**Interface markup and scripts**
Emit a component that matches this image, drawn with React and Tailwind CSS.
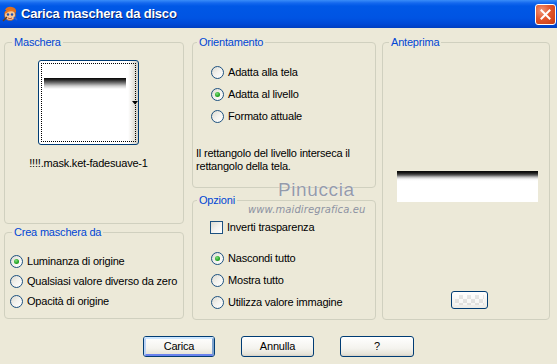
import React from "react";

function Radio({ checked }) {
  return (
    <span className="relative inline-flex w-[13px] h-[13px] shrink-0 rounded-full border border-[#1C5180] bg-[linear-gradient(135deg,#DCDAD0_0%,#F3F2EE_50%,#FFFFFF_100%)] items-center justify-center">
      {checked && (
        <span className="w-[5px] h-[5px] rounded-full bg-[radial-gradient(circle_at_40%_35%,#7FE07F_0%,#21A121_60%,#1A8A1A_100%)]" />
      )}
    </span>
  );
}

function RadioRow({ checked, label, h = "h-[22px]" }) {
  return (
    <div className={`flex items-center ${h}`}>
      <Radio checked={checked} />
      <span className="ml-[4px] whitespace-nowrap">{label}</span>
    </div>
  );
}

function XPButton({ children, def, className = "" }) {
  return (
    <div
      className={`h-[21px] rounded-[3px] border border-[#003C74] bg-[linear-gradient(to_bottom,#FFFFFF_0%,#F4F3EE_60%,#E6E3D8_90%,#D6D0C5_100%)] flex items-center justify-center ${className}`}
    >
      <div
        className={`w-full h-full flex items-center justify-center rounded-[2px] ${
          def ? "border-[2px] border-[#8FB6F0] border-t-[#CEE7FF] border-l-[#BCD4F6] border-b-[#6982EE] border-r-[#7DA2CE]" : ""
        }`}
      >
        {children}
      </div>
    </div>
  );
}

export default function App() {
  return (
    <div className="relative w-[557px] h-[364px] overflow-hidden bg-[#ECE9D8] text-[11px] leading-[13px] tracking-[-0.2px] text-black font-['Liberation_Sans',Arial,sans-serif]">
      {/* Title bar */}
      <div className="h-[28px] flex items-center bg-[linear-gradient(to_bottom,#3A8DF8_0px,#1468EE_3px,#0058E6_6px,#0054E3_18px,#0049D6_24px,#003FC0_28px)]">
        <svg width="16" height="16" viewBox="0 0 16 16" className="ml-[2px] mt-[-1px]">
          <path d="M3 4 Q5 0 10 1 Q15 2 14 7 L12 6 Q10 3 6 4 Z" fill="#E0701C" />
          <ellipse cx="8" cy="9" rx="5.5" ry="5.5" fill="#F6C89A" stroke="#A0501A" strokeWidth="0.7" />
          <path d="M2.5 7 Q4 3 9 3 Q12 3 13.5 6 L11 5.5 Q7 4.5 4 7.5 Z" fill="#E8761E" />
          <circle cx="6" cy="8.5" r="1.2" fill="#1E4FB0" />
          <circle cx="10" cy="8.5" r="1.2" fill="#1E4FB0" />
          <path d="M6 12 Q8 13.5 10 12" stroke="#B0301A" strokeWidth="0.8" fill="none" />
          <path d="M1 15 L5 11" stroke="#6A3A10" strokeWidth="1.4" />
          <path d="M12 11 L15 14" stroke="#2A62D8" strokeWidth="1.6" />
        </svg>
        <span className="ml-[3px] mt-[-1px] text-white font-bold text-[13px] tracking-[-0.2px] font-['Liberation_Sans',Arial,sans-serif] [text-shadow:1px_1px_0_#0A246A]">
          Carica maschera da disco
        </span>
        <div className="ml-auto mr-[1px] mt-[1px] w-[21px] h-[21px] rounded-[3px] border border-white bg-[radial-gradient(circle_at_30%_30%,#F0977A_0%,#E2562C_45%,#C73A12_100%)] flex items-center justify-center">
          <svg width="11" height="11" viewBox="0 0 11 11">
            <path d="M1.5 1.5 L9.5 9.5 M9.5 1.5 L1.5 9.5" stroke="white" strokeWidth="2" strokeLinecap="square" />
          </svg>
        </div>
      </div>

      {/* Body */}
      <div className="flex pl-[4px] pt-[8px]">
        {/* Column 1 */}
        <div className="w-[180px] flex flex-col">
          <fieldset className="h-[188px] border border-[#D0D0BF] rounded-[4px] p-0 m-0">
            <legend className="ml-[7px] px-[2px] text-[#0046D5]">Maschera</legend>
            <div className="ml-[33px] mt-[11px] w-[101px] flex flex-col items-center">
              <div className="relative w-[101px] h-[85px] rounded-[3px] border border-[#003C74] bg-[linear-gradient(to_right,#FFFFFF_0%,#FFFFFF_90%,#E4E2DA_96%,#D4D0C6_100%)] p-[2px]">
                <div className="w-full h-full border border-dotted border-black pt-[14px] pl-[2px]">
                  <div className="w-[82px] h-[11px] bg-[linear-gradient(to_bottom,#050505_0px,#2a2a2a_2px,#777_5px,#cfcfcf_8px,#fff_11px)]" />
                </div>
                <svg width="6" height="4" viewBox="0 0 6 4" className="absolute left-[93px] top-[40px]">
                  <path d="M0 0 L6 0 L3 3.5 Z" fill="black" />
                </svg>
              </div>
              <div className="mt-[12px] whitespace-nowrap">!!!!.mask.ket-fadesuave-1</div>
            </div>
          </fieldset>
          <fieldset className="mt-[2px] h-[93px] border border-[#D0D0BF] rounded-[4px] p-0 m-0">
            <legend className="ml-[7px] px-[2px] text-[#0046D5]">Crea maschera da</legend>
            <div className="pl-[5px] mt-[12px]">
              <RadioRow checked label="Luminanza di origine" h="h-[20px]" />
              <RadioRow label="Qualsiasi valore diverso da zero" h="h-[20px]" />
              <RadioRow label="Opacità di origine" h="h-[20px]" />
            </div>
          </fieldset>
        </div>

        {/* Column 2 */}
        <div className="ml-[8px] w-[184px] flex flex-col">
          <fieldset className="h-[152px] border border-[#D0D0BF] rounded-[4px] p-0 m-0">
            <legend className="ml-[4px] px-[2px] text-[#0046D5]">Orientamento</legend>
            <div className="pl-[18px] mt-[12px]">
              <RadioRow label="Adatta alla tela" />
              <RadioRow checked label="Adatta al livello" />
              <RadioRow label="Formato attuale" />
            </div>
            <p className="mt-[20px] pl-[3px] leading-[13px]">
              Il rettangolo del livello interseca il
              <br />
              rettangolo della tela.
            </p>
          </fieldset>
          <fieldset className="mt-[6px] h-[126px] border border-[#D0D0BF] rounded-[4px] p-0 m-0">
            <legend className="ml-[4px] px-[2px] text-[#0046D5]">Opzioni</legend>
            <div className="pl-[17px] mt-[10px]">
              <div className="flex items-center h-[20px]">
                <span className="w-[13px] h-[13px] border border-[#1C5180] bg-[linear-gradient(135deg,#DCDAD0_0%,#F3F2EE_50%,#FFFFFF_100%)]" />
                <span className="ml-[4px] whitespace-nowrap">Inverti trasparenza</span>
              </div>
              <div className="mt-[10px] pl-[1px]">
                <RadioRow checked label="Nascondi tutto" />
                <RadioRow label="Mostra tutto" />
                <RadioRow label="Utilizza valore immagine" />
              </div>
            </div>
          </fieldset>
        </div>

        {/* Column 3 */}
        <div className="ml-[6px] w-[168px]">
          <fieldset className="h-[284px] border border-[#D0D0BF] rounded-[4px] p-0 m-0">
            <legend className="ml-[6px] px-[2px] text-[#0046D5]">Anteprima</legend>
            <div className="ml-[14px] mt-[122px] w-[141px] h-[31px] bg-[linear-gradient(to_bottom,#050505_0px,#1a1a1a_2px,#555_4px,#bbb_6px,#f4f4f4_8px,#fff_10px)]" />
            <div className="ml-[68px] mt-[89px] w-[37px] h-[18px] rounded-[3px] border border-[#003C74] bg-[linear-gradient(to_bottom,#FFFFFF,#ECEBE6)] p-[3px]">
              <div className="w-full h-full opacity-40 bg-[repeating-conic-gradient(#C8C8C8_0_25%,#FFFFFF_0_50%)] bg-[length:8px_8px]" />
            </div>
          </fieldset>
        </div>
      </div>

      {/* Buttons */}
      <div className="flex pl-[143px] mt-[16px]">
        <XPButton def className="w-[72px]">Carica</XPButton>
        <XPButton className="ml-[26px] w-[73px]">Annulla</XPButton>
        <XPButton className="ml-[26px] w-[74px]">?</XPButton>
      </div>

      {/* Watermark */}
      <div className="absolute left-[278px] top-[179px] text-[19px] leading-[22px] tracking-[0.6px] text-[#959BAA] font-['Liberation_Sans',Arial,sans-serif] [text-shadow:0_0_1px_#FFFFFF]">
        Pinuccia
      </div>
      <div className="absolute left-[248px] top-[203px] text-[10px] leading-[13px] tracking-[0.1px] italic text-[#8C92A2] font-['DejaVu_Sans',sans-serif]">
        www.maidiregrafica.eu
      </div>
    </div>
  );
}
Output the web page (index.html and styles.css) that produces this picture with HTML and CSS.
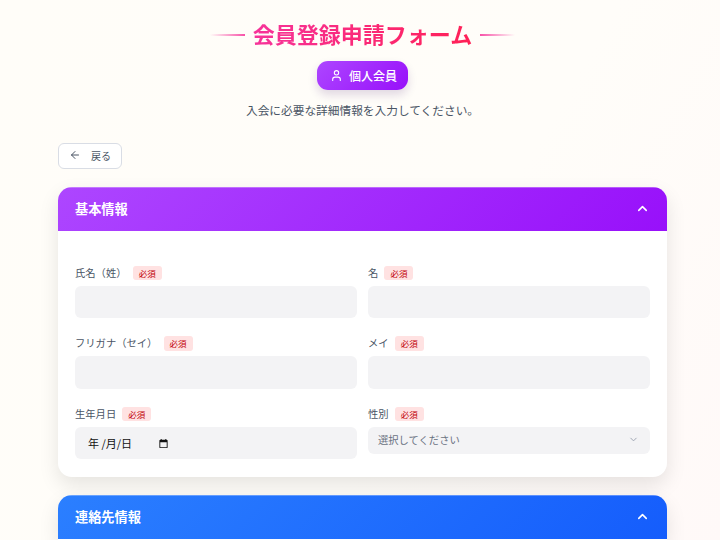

**The problem**
The word "React" may occur in lines of the records. Report how many such lines there are, giving only the number.

**In response**
2